Cada vez aprendía más cosas sobre aquel hombre que dominaba ya mi vida… igual que la de la Reina y la de Douglass Sheffield.

—¿Y vuestro hijo? —insistí.

Vaciló y luego dijo:

—Nació dentro del matrimonio. Robert no es un bastardo.

—¿Queréis decir que vos sois la esposa de Leicester?

Asintió.

—No puedo creerlo —exploté.

—Es cierto —contestó ella con firmeza—. Cuando murió John, Robert se comprometió a casarse conmigo en una casa de Cannon Row, en Westminster, y después dijo que no podía seguir adelante con ello porque temía la cólera de la Reina. Pero yo estaba desquiciada. Estaba deshonrada y eso me producía una gran angustia. Al final, él cedió y nos casamos.

—Cuándo? —exigí—, ¿Y dónde?

Yo intentaba desesperadamente demostrar que mentía. Estaba medio convencida ya de que así era, pero no estaba segura de si esa convicción nacía de lo desesperadamente que deseaba creerlo.

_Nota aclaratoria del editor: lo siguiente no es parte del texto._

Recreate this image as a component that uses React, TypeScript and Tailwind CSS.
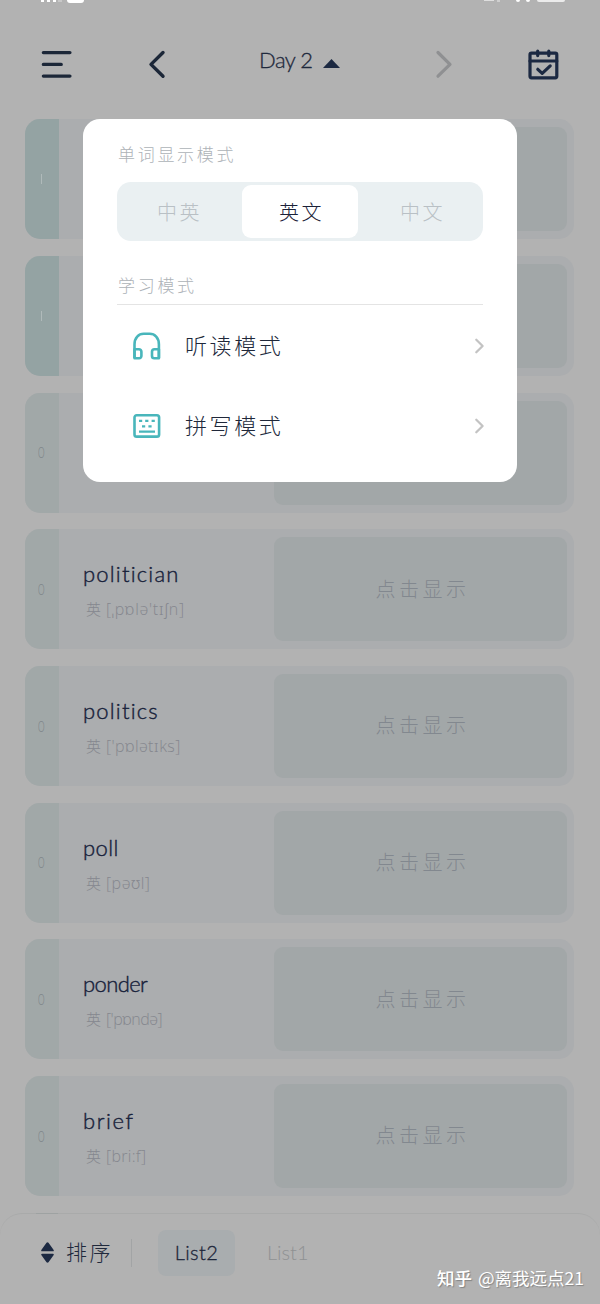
import { clsx } from 'clsx';

interface WordEntry {
  word: string;
  phonetic: string;
  count: number;
  wordClass?: string;
  phoneticClass?: string;
}

const WORDS: WordEntry[] = [
  { word: '', phonetic: '', count: 1 },
  { word: '', phonetic: '', count: 1 },
  { word: '', phonetic: '', count: 0 },
  { word: 'politician', phonetic: '[ˌpɒlə\'tɪʃn]', count: 0, wordClass: 'tracking-[1.2px]', phoneticClass: 'tracking-[0.7px]' },
  { word: 'politics', phonetic: '[\'pɒlətɪks]', count: 0, wordClass: 'tracking-[1.2px]', phoneticClass: 'tracking-[0.4px]' },
  { word: 'poll', phonetic: '[pəʊl]', count: 0, wordClass: 'tracking-[0.4px]', phoneticClass: 'tracking-[0.5px]' },
  { word: 'ponder', phonetic: '[\'pɒndə]', count: 0, wordClass: 'tracking-[-0.6px]', phoneticClass: 'tracking-[-0.5px]' },
  { word: 'brief', phonetic: '[bri:f]', count: 0, wordClass: 'tracking-[1.6px]', phoneticClass: 'tracking-[0.3px]' },
];

const MODES = [
  { label: '中英', className: 'w-[125px] text-[#b9c0c5]' },
  { label: '英文', className: 'w-[116px] rounded-[9px] bg-white pl-[3px] text-[#1b2138]' },
  { label: '中文', className: 'w-[125px] pl-1 text-[#b9c0c5]' },
];

function StatusBar() {
  return (
    <div className="flex h-[3px] items-start pl-[41px] pr-[35px]">
      <span className="h-0.5 w-[3px] bg-white" />
      <span className="ml-[3px] h-0.5 w-[3px] bg-white" />
      <span className="ml-[3px] h-0.5 w-[3px] bg-white" />
      <span className="ml-0.5 h-0.5 w-1 bg-[#c8c8c8]" />
      <span className="ml-[5px] h-[3px] w-[17px] rounded-b-[3px] bg-white" />
      <span className="ml-auto h-px w-2.5 bg-[#dedede]" />
      <span className="ml-[3px] h-0.5 w-[3px] bg-[#cfcfcf]" />
      <span className="ml-4 h-0.5 w-1 rounded-b bg-white" />
      <span className="ml-1.5 h-0.5 w-1 rounded-b bg-white" />
      <span className="ml-[7px] h-0.5 w-7 rounded-b-[3px] bg-[#ebebeb]" />
    </div>
  );
}

function Header() {
  return (
    <header className="flex h-[116.3px] shrink-0 items-start pl-10">
      <svg className="mt-[46px] h-8 w-8" viewBox="0 0 32 32" fill="none" stroke="#1c2738" strokeWidth="3.4" strokeLinecap="round">
        <path d="M3.4 3.6h26.5M3.4 15.4h17.8M3.4 27.1h26.5" />
      </svg>
      <svg className="ml-[74px] mt-[45px] h-8 w-5" viewBox="0 0 20 32" fill="none" stroke="#1c2738" strokeWidth="3.4" strokeLinecap="round" strokeLinejoin="round">
        <path d="M17 4.5 5 16.4 17 28.2" />
      </svg>
      <div className="ml-[93px] mt-[41px] flex w-[81px] items-center justify-between">
        <span className="whitespace-nowrap font-[Lato,sans-serif] text-[22px] font-light leading-8 tracking-[-0.5px] text-[#1f293c] [-webkit-text-stroke:0.3px_#1f293c]">Day 2</span>
        <svg className="mt-1.5 h-[9px] w-[17px] shrink-0" viewBox="0 0 17 9" fill="#1c2942">
          <path d="M8.5 0 17 8.9H0z" />
        </svg>
      </div>
      <svg className="ml-[92px] mt-[45px] h-8 w-6" viewBox="0 0 24 32" fill="none" stroke="#8f9092" strokeWidth="3.2" strokeLinecap="round" strokeLinejoin="round">
        <path d="M6 4.5 18 16.4 6 28.2" />
      </svg>
      <svg className="ml-[71px] mt-[45px] h-8 w-8 shrink-0" viewBox="0 0 32 32" fill="none" stroke="#1c2942" strokeWidth="3.2" strokeLinecap="round" strokeLinejoin="round">
        <rect x="3" y="5.2" width="26.8" height="24.6" rx="1.5" />
        <path d="M3 13h26.8M10.7 3.2v4.4M21.8 3.2v4.4M10.8 21.3l4.4 4.1 8-7.5" />
      </svg>
    </header>
  );
}

function WordCard({ entry }: { entry: WordEntry }) {
  const learned = entry.count > 0;
  return (
    <div className="flex h-[120px] shrink-0 overflow-hidden rounded-[15px] bg-[#abadaf]">
      <div
        className={clsx(
          'flex w-[33.5px] items-center justify-center font-[Lato,sans-serif] text-[15px] font-light',
          learned ? 'bg-[#94a3a3] text-[#b8c2c2]' : 'bg-[#a1a8a8] text-[#7f868a]',
        )}
      >
        {learned ? <span className="h-2.5 w-px bg-[#b0baba]" aria-label="1" /> : <span className="scale-x-75">0</span>}
      </div>
      <div className="w-[215.5px] pl-[24.5px] pt-[29px]">
        <div
          className={clsx(
            'whitespace-nowrap font-[Lato,sans-serif] text-[22px] font-light leading-8 text-[#17213a] [-webkit-text-stroke:0.4px_#17213a]',
            entry.wordClass,
          )}
        >
          {entry.word}
        </div>
        {entry.phonetic && (
          <div className="mt-[7px] flex items-center whitespace-nowrap pl-[3px] leading-6 text-[#85878e]">
            <span className="text-[15px] font-light">英</span>
            <span className={clsx("ml-[5px] font-['Open_Sans','Noto_Sans',sans-serif] text-base font-light", entry.phoneticClass)}>
              {entry.phonetic}
            </span>
          </div>
        )}
      </div>
      <div className="mt-2 flex h-[104px] w-[293px] items-center justify-center rounded-[9px] bg-[#a2a7a8] pb-px pl-1 text-xl font-light tracking-[3.5px] text-[#82888f]">
        点击显示
      </div>
    </div>
  );
}

function Chevron() {
  return (
    <svg className="-mr-0.5 ml-auto h-4 w-3" viewBox="0 0 12 16" fill="none" stroke="#c3c3c3" strokeWidth="2.3" strokeLinecap="round" strokeLinejoin="round">
      <path d="M3.3 1.8 9.6 8l-6.3 6.2" />
    </svg>
  );
}

function HeadphonesIcon() {
  return (
    <svg className="h-7 w-7" viewBox="0 0 28 28" fill="none" stroke="#49b6bb" strokeWidth="2.6" strokeLinejoin="round">
      <path d="M1.5 26V12.5C1.5 5.5 5.7 1.8 10.7 1.8h6c5 0 9.2 3.7 9.2 10.7V26" />
      <path d="M1.5 17.2h4.4a2.5 2.5 0 0 1 2.5 2.5v4.4a2.2 2.2 0 0 1-2.2 2.2H1.5zM25.9 17.2h-4.4a2.5 2.5 0 0 0-2.5 2.5v4.4a2.2 2.2 0 0 0 2.2 2.2h4.7z" />
    </svg>
  );
}

function KeyboardIcon() {
  return (
    <svg className="h-7 w-7" viewBox="0 0 28 28" fill="none" stroke="#49b6bb" strokeWidth="2.6">
      <rect x="1.5" y="3.2" width="24.6" height="21.4" rx="2.2" />
      <path strokeWidth="2.3" d="M6 8.8h3.2M12.2 8.8h3.2M18.6 8.8h3.2M9 14.3h3.2M15.4 14.3h3.2M6 19.7h16" />
    </svg>
  );
}

function ModePanel() {
  return (
    <div className="absolute left-[83px] top-[119px] h-[363px] w-[434px] rounded-[17px] bg-white px-[34px] pt-[21px]">
      <div className="pl-px text-[17px] font-light leading-7 tracking-[2.7px] text-[#adb2b7]">单词显示模式</div>
      <div className="mt-3.5 flex h-[59px] rounded-[14px] bg-[#eaf0f2] py-[3px]">
        {MODES.map(mode => (
          <button
            key={mode.label}
            className={clsx('flex items-center justify-center text-xl font-light tracking-[2.5px]', mode.className)}
          >
            {mode.label}
          </button>
        ))}
      </div>
      <div className="mt-[30px] border-b border-[#e4e4e4] pb-[5px] pl-px text-[17px] font-light leading-7 tracking-[2.7px] text-[#adb2b7]">
        学习模式
      </div>
      <div className="flex h-20 items-center pl-4 pt-px">
        <HeadphonesIcon />
        <span className="-mt-0.5 ml-6 text-[22px] font-light tracking-[2.6px] text-[#20283a]">听读模式</span>
        <Chevron />
      </div>
      <div className="flex h-20 items-center pl-4 pt-px">
        <KeyboardIcon />
        <span className="-mt-0.5 ml-6 text-[22px] font-light tracking-[2.6px] text-[#20283a]">拼写模式</span>
        <Chevron />
      </div>
    </div>
  );
}

function BottomBar() {
  return (
    <footer className="absolute inset-x-0 bottom-0 flex h-[91px] items-start rounded-t-[22px] border-t border-[#a9aaaa] bg-[#b2b2b2] pl-[41px] pt-4">
      <span className="absolute -top-px left-9 h-px w-[22px] bg-[#9ea2a2]" />
      <div className="flex h-[46px] items-center">
        <svg className="-mt-0.5 h-[21px] w-[13px]" viewBox="0 0 13 21" fill="#1c2942">
          <path d="M5.5.8q1-.9 2 0l5.2 7.3q.4 1.2-.8 1.2H1.1q-1.2 0-.8-1.2zM.3 12.9q-.4-1.2.8-1.2h10.8q1.2 0 .8 1.2l-5.2 7.3q-1 .9-2 0z" />
        </svg>
        <span className="-mt-0.5 ml-3 text-[21px] font-light tracking-[2.5px] text-[#20293c]">排序</span>
        <span className="ml-[18px] h-7 w-px bg-[#a2a4a5]" />
      </div>
      <button className="ml-[26px] flex h-[46px] w-[77px] items-center justify-center rounded-lg bg-[#a9adaf] pb-0.5 font-[Lato,sans-serif] text-xl font-light tracking-[0.4px] text-[#1c2539] [-webkit-text-stroke:0.3px_#1c2539]">
        List2
      </button>
      <button className="ml-8 flex h-[46px] items-center pb-0.5 font-[Lato,sans-serif] text-xl font-light text-[#8f9193]">List1</button>
      <div className="absolute left-[437px] top-[50px] flex gap-1.5 whitespace-nowrap text-[17.5px] leading-7 text-white [text-shadow:1px_1px_1px_#6669]">
        <span className="font-medium">知乎</span>
        <span>@离我远点21</span>
      </div>
    </footer>
  );
}

export default function App() {
  return (
    <div className="relative flex h-[1304px] w-[600px] flex-col overflow-hidden bg-[#b2b2b2] font-['Noto_Sans_CJK_SC',sans-serif]">
      <StatusBar />
      <Header />
      <main className="flex flex-col gap-[16.65px] pl-[25px] pr-[26px]">
        {WORDS.map((entry, i) => (
          <WordCard key={i} entry={entry} />
        ))}
      </main>
      <BottomBar />
      <ModePanel />
    </div>
  );
}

Ella contestó de inmediato:

—En una de sus posesiones… en Esher, Surrey.

—¿Hubo testigos?

—Oh, sí, estuvieron presentes Sir Edward Horsey y el médico de Robert, el doctor Julio. Robert me dio un anillo con cinco diamantes en punta y otro facetado. Se lo había dado a él el conde de Pembroke, que le había dicho que sólo se lo diese a su esposa.

—¿Y tenéis ese anillo?

—Está escondido en un lugar seguro.

—¿Y por qué no reveláis públicamente que sois su esposa?

—Tengo miedo de él.

—Creí que le amabais locamente.

—Así es, pero se puede estar enamorada de una persona y a la vez tenerle miedo.

—¿Y vuestro hijo?

—Robert se emocionó mucho cuando nació. Viene a verle siempre que puede. Quiere muchísimo al muchacho. Siempre le ha querido. Me escribió cuando nació, dando gracias a Dios por el nacimiento, y diciendo que el muchacho sería un consuelo para ambos en nuestra vejez.

—Da la sensación de que sois muy feliz.

Me miró a los ojos y movió la cabeza.